• [Data section]
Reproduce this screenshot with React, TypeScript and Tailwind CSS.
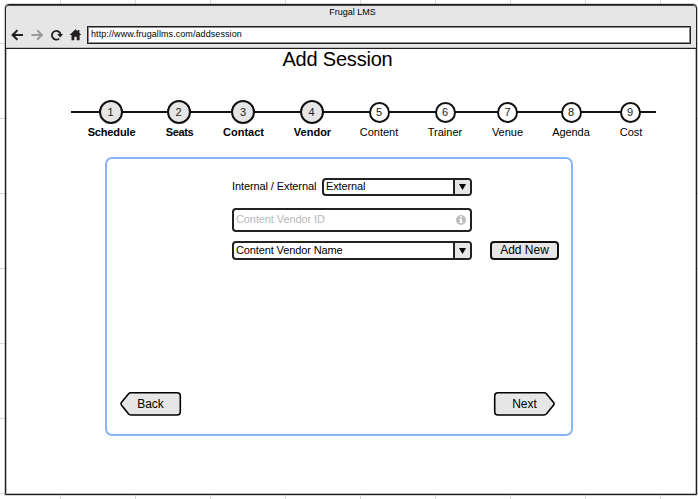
import React from "react";

type Step = { label: string; width: string; done?: boolean; spacing?: string };

const steps: Step[] = [
  { label: "Schedule", width: "w-[69px]", done: true, spacing: "tracking-[-0.15px] left-[1px]" },
  { label: "Seats", width: "w-[67px]", done: true, spacing: "tracking-[-0.35px] left-[1px]" },
  { label: "Contact", width: "w-[62px]", done: true, spacing: "left-[0.5px]" },
  { label: "Vendor", width: "w-[75px]", done: true, spacing: "left-[1px]" },
  { label: "Content", width: "w-[60px]" },
  { label: "Trainer", width: "w-[72px]" },
  { label: "Venue", width: "w-[53px]" },
  { label: "Agenda", width: "w-[74px]", spacing: "tracking-[-0.1px]" },
  { label: "Cost", width: "w-[44px]", spacing: "left-[1px]" },
];

function Toolbar() {
  return (
    <svg className="mt-[2px] ml-[4px] h-[14px] w-[74px] shrink-0" viewBox="0 0 74 14">
      <g fill="none" strokeWidth="2">
        <path d="M13 7H2.5M7.4 2.2 2.6 7l4.8 4.8" stroke="#231f20" />
        <path d="M21.5 7H32M27.1 2.2 31.9 7l-4.8 4.8" stroke="#999" />
        <path d="M49.2 10.6A4.4 4.4 0 1 1 50.6 6.2" stroke="#231f20" strokeWidth="1.8" />
      </g>
      <path d="M47.2 6h5.9L50.2 9.6z" fill="#231f20" />
      <path d="M65.5 1.3 59.6 7h1.9v5.3h2.8V8.8h2.4v3.5h2.9V7h1.8l-2-2V2h-1.7v1.3z" fill="#231f20" />
    </svg>
  );
}

function Stepper() {
  return (
    <div className="relative mt-[29px] ml-[65px] h-[40px] w-[585px] shrink-0">
      <div className="absolute top-[11px] left-0 h-[2px] w-full bg-[#111]" />
      <ol className="relative flex pl-[5px]">
        {steps.map((s, i) => (
          <li key={s.label} className={`flex shrink-0 flex-col items-center ${s.width}`}>
            <div className="flex h-[24px] items-center">
              <div
                className={`flex items-center justify-center rounded-full border-2 border-[#111] text-[11px] leading-none text-[#222] ${
                  s.done ? "size-[24px] bg-[#e6e6e6]" : "size-[21px] bg-white"
                }`}
              >
                {i + 1}
              </div>
            </div>
            <span
              className={`relative mt-[2px] text-[11px] leading-[13px] whitespace-nowrap ${s.done ? "font-bold" : ""} ${s.spacing ?? ""}`}
            >
              {s.label}
            </span>
          </li>
        ))}
      </ol>
    </div>
  );
}

function Select({ value, className }: { value: string; className: string }) {
  return (
    <div className={`flex shrink-0 overflow-hidden rounded-[4px] border-2 border-[#222] bg-white ${className}`}>
      <span className="flex grow items-center pb-[1px] pl-[2px] text-[11px] leading-none tracking-[-0.12px] whitespace-nowrap">
        {value}
      </span>
      <span className="flex w-[17px] shrink-0 items-center justify-center border-l-2 border-[#222] bg-[#e6e6e6]">
        <svg className="h-[6px] w-[7px]" viewBox="0 0 7 6">
          <path d="M0 0h7L3.5 6z" />
        </svg>
      </span>
    </div>
  );
}

function Arrow({ label, back }: { label: string; back?: boolean }) {
  return (
    <button className="relative flex h-[25px] w-[63px] items-center justify-center text-[12px] leading-none">
      <svg className="absolute inset-0 h-[25px] w-[63px]" viewBox="0 0 63 25">
        <path
          d="M5 1.7H51Q52.6 1.7 53.6 2.9L60.6 11.6Q61.5 12.8 60.6 14L53.6 22.8Q52.6 24 51 24H5Q1.7 24 1.7 20.7V5Q1.7 1.7 5 1.7Z"
          transform={back ? "matrix(-1 0 0 1 63 0)" : undefined}
          fill="#e6e6e6"
          stroke="#000"
          strokeWidth="1.6"
        />
      </svg>
      <span className="relative">{label}</span>
    </button>
  );
}

export default function App() {
  return (
    <div className="h-[499px] w-[698px] overflow-hidden bg-white bg-[linear-gradient(to_right,#d8d8d8_1px,transparent_1px),linear-gradient(to_bottom,#d8d8d8_1px,transparent_1px)] bg-[size:75px_75px] bg-[position:60px_43px] pt-[4px] pl-[5px] font-['Liberation_Sans',Arial,sans-serif] text-black">
      <div className="flex h-[491px] w-[692px] flex-col rounded-t-[4px] border border-[#231f20] bg-white shadow-[0_0_0_0.6px_#aaa,inset_0_0_0_1px_#bbb]">
        <header className="flex h-[44px] shrink-0 flex-col rounded-t-[3px] border-b border-[#231f20] bg-[#e6e6e6] shadow-[inset_0_1px_0_#4d4648,inset_0_-1px_0_#bbb]">
          <div className="h-[21px] pt-[1px] pl-[3px] text-center text-[9px] leading-[12px]">Frugal LMS</div>
          <div className="flex h-[18px]">
            <Toolbar />
            <div className="ml-[3px] flex w-[604px] shrink-0 items-center border border-[#231f20] bg-white pb-[2px] pl-[3px] text-[9px] leading-none tracking-[0.08px] shadow-[inset_0_0_0_1px_#8a8a8a]">
              http://www.frugallms.com/addsession
            </div>
          </div>
        </header>
        <h1 className="mr-[27px] h-[22px] shrink-0 text-center text-[20px] leading-[20px] tracking-[-0.2px]">
          Add Session
        </h1>
        <Stepper />
        <main className="mt-[17px] ml-[99px] flex h-[279px] w-[468px] shrink-0 flex-col rounded-[7px] border-2 border-[#8ab4f8] bg-white">
          <div className="mt-[19px] ml-[125px] flex h-[18px] items-center">
            <label className="w-[90px] pb-[2px] text-[11px] leading-none tracking-[-0.1px] whitespace-nowrap">
              Internal / External
            </label>
            <Select value="External" className="h-[18px] w-[150px]" />
          </div>
          <div className="mt-[12px] ml-[125px] flex h-[24px] w-[240px] items-center justify-between rounded-[4px] border-2 border-[#222] bg-white pr-[4px] pl-[2px] text-[11px] leading-none tracking-[-0.1px] text-[#b8b8b8]">
            <span className="pb-[2px]">Content Vendor ID</span>
            <svg className="size-[10px]" viewBox="0 0 10 10">
              <circle cx="5" cy="5" r="5" fill="#bdbdbd" />
              <path d="M4 1.3h2v1.5H4zM3.3 3.8H6v3.3h.8v1H3.3v-1h.8V4.8h-.8z" fill="#fff" />
            </svg>
          </div>
          <div className="mt-[9px] ml-[125px] flex h-[19px] gap-[18px]">
            <Select value="Content Vendor Name" className="h-[19px] w-[240px]" />
            <button className="h-[19px] w-[69px] rounded-[4px] border-2 border-[#111] bg-[#e6e6e6] pb-[1px] text-[12px] leading-[14px]">
              Add New
            </button>
          </div>
          <div className="mt-[131px] flex justify-between pr-[15px] pl-[12px]">
            <Arrow label="Back" back />
            <Arrow label="Next" />
          </div>
        </main>
      </div>
    </div>
  );
}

• [Task objective] Without including any picture, repeat the data exactly.

• [Full response]
Reproduce this screenshot with React, TypeScript and Tailwind CSS.
import React from "react";

type Step = { label: string; width: string; done?: boolean; spacing?: string };

const steps: Step[] = [
  { label: "Schedule", width: "w-[69px]", done: true, spacing: "tracking-[-0.15px] left-[1px]" },
  { label: "Seats", width: "w-[67px]", done: true, spacing: "tracking-[-0.35px] left-[1px]" },
  { label: "Contact", width: "w-[62px]", done: true, spacing: "left-[0.5px]" },
  { label: "Vendor", width: "w-[75px]", done: true, spacing: "left-[1px]" },
  { label: "Content", width: "w-[60px]" },
  { label: "Trainer", width: "w-[72px]" },
  { label: "Venue", width: "w-[53px]" },
  { label: "Agenda", width: "w-[74px]", spacing: "tracking-[-0.1px]" },
  { label: "Cost", width: "w-[44px]", spacing: "left-[1px]" },
];

function Toolbar() {
  return (
    <svg className="mt-[2px] ml-[4px] h-[14px] w-[74px] shrink-0" viewBox="0 0 74 14">
      <g fill="none" strokeWidth="2">
        <path d="M13 7H2.5M7.4 2.2 2.6 7l4.8 4.8" stroke="#231f20" />
        <path d="M21.5 7H32M27.1 2.2 31.9 7l-4.8 4.8" stroke="#999" />
        <path d="M49.2 10.6A4.4 4.4 0 1 1 50.6 6.2" stroke="#231f20" strokeWidth="1.8" />
      </g>
      <path d="M47.2 6h5.9L50.2 9.6z" fill="#231f20" />
      <path d="M65.5 1.3 59.6 7h1.9v5.3h2.8V8.8h2.4v3.5h2.9V7h1.8l-2-2V2h-1.7v1.3z" fill="#231f20" />
    </svg>
  );
}

function Stepper() {
  return (
    <div className="relative mt-[29px] ml-[65px] h-[40px] w-[585px] shrink-0">
      <div className="absolute top-[11px] left-0 h-[2px] w-full bg-[#111]" />
      <ol className="relative flex pl-[5px]">
        {steps.map((s, i) => (
          <li key={s.label} className={`flex shrink-0 flex-col items-center ${s.width}`}>
            <div className="flex h-[24px] items-center">
              <div
                className={`flex items-center justify-center rounded-full border-2 border-[#111] text-[11px] leading-none text-[#222] ${
                  s.done ? "size-[24px] bg-[#e6e6e6]" : "size-[21px] bg-white"
                }`}
              >
                {i + 1}
              </div>
            </div>
            <span
              className={`relative mt-[2px] text-[11px] leading-[13px] whitespace-nowrap ${s.done ? "font-bold" : ""} ${s.spacing ?? ""}`}
            >
              {s.label}
            </span>
          </li>
        ))}
      </ol>
    </div>
  );
}

function Select({ value, className }: { value: string; className: string }) {
  return (
    <div className={`flex shrink-0 overflow-hidden rounded-[4px] border-2 border-[#222] bg-white ${className}`}>
      <span className="flex grow items-center pb-[1px] pl-[2px] text-[11px] leading-none tracking-[-0.12px] whitespace-nowrap">
        {value}
      </span>
      <span className="flex w-[17px] shrink-0 items-center justify-center border-l-2 border-[#222] bg-[#e6e6e6]">
        <svg className="h-[6px] w-[7px]" viewBox="0 0 7 6">
          <path d="M0 0h7L3.5 6z" />
        </svg>
      </span>
    </div>
  );
}

function Arrow({ label, back }: { label: string; back?: boolean }) {
  return (
    <button className="relative flex h-[25px] w-[63px] items-center justify-center text-[12px] leading-none">
      <svg className="absolute inset-0 h-[25px] w-[63px]" viewBox="0 0 63 25">
        <path
          d="M5 1.7H51Q52.6 1.7 53.6 2.9L60.6 11.6Q61.5 12.8 60.6 14L53.6 22.8Q52.6 24 51 24H5Q1.7 24 1.7 20.7V5Q1.7 1.7 5 1.7Z"
          transform={back ? "matrix(-1 0 0 1 63 0)" : undefined}
          fill="#e6e6e6"
          stroke="#000"
          strokeWidth="1.6"
        />
      </svg>
      <span className="relative">{label}</span>
    </button>
  );
}

export default function App() {
  return (
    <div className="h-[499px] w-[698px] overflow-hidden bg-white bg-[linear-gradient(to_right,#d8d8d8_1px,transparent_1px),linear-gradient(to_bottom,#d8d8d8_1px,transparent_1px)] bg-[size:75px_75px] bg-[position:60px_43px] pt-[4px] pl-[5px] font-['Liberation_Sans',Arial,sans-serif] text-black">
      <div className="flex h-[491px] w-[692px] flex-col rounded-t-[4px] border border-[#231f20] bg-white shadow-[0_0_0_0.6px_#aaa,inset_0_0_0_1px_#bbb]">
        <header className="flex h-[44px] shrink-0 flex-col rounded-t-[3px] border-b border-[#231f20] bg-[#e6e6e6] shadow-[inset_0_1px_0_#4d4648,inset_0_-1px_0_#bbb]">
          <div className="h-[21px] pt-[1px] pl-[3px] text-center text-[9px] leading-[12px]">Frugal LMS</div>
          <div className="flex h-[18px]">
            <Toolbar />
            <div className="ml-[3px] flex w-[604px] shrink-0 items-center border border-[#231f20] bg-white pb-[2px] pl-[3px] text-[9px] leading-none tracking-[0.08px] shadow-[inset_0_0_0_1px_#8a8a8a]">
              http://www.frugallms.com/addsession
            </div>
          </div>
        </header>
        <h1 className="mr-[27px] h-[22px] shrink-0 text-center text-[20px] leading-[20px] tracking-[-0.2px]">
          Add Session
        </h1>
        <Stepper />
        <main className="mt-[17px] ml-[99px] flex h-[279px] w-[468px] shrink-0 flex-col rounded-[7px] border-2 border-[#8ab4f8] bg-white">
          <div className="mt-[19px] ml-[125px] flex h-[18px] items-center">
            <label className="w-[90px] pb-[2px] text-[11px] leading-none tracking-[-0.1px] whitespace-nowrap">
              Internal / External
            </label>
            <Select value="External" className="h-[18px] w-[150px]" />
          </div>
          <div className="mt-[12px] ml-[125px] flex h-[24px] w-[240px] items-center justify-between rounded-[4px] border-2 border-[#222] bg-white pr-[4px] pl-[2px] text-[11px] leading-none tracking-[-0.1px] text-[#b8b8b8]">
            <span className="pb-[2px]">Content Vendor ID</span>
            <svg className="size-[10px]" viewBox="0 0 10 10">
              <circle cx="5" cy="5" r="5" fill="#bdbdbd" />
              <path d="M4 1.3h2v1.5H4zM3.3 3.8H6v3.3h.8v1H3.3v-1h.8V4.8h-.8z" fill="#fff" />
            </svg>
          </div>
          <div className="mt-[9px] ml-[125px] flex h-[19px] gap-[18px]">
            <Select value="Content Vendor Name" className="h-[19px] w-[240px]" />
            <button className="h-[19px] w-[69px] rounded-[4px] border-2 border-[#111] bg-[#e6e6e6] pb-[1px] text-[12px] leading-[14px]">
              Add New
            </button>
          </div>
          <div className="mt-[131px] flex justify-between pr-[15px] pl-[12px]">
            <Arrow label="Back" back />
            <Arrow label="Next" />
          </div>
        </main>
      </div>
    </div>
  );
}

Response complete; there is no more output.